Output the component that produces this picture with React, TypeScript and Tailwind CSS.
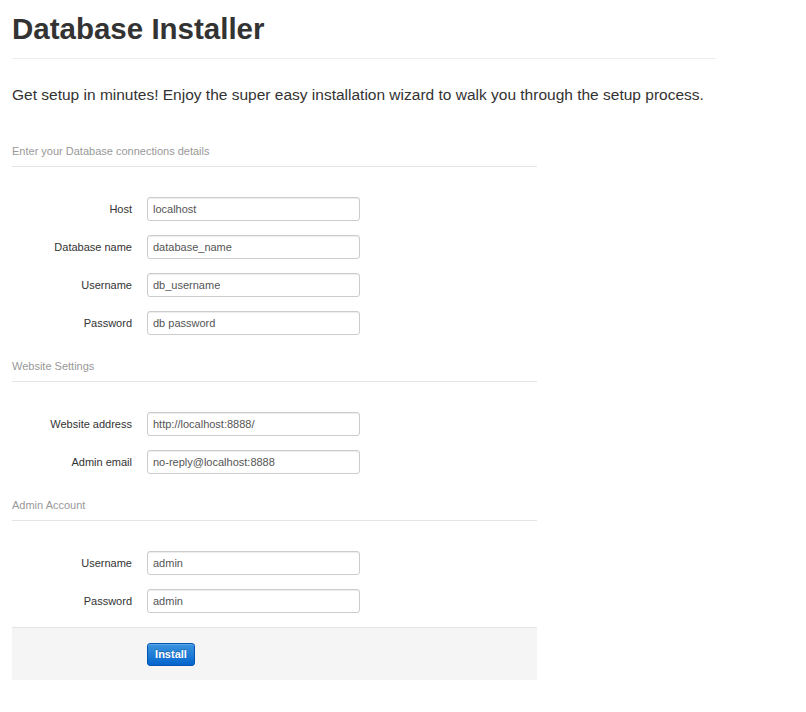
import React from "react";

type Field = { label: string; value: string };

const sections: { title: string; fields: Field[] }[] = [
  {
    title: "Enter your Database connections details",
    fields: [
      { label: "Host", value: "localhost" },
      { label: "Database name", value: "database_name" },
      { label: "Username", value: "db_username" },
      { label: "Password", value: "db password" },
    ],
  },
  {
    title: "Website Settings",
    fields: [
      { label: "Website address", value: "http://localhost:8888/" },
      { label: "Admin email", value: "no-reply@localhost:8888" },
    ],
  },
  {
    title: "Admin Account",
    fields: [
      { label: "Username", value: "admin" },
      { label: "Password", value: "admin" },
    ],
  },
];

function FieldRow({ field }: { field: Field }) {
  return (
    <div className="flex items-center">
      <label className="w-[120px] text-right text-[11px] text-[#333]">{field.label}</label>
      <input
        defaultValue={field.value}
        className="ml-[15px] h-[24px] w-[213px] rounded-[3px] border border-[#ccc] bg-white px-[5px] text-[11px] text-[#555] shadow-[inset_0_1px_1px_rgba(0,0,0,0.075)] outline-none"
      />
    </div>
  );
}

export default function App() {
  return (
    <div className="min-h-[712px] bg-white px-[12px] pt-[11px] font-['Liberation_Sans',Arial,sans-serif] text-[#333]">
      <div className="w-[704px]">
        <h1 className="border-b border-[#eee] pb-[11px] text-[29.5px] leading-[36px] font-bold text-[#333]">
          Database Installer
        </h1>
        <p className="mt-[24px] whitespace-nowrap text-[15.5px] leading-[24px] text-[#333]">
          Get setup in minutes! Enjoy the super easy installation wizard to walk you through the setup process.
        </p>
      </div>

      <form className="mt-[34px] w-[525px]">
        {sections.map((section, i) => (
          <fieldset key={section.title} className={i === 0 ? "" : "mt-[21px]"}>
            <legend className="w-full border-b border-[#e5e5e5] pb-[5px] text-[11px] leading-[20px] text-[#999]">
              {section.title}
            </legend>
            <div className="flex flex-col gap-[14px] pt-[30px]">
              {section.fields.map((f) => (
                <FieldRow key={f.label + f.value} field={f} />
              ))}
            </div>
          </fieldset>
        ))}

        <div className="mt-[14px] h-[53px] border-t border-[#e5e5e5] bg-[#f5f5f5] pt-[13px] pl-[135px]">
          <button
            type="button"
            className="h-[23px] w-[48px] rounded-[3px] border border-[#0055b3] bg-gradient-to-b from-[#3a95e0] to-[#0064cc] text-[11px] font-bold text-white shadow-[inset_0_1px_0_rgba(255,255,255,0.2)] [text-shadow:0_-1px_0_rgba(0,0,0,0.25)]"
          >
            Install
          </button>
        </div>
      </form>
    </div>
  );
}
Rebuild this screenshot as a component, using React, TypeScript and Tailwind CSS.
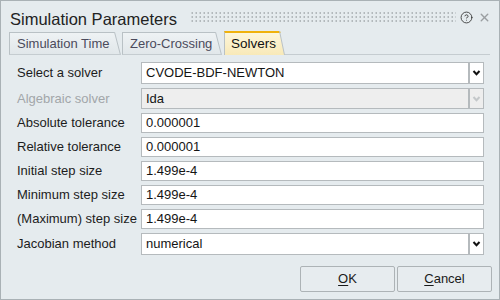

> _JOB_
Each line that holds the word "component" is to be copied.

> _RESPONSE TO THIS TASK_
Output the component that produces this picture with React, TypeScript and Tailwind CSS.
Rebuild this screenshot as a component, using React, TypeScript and Tailwind CSS.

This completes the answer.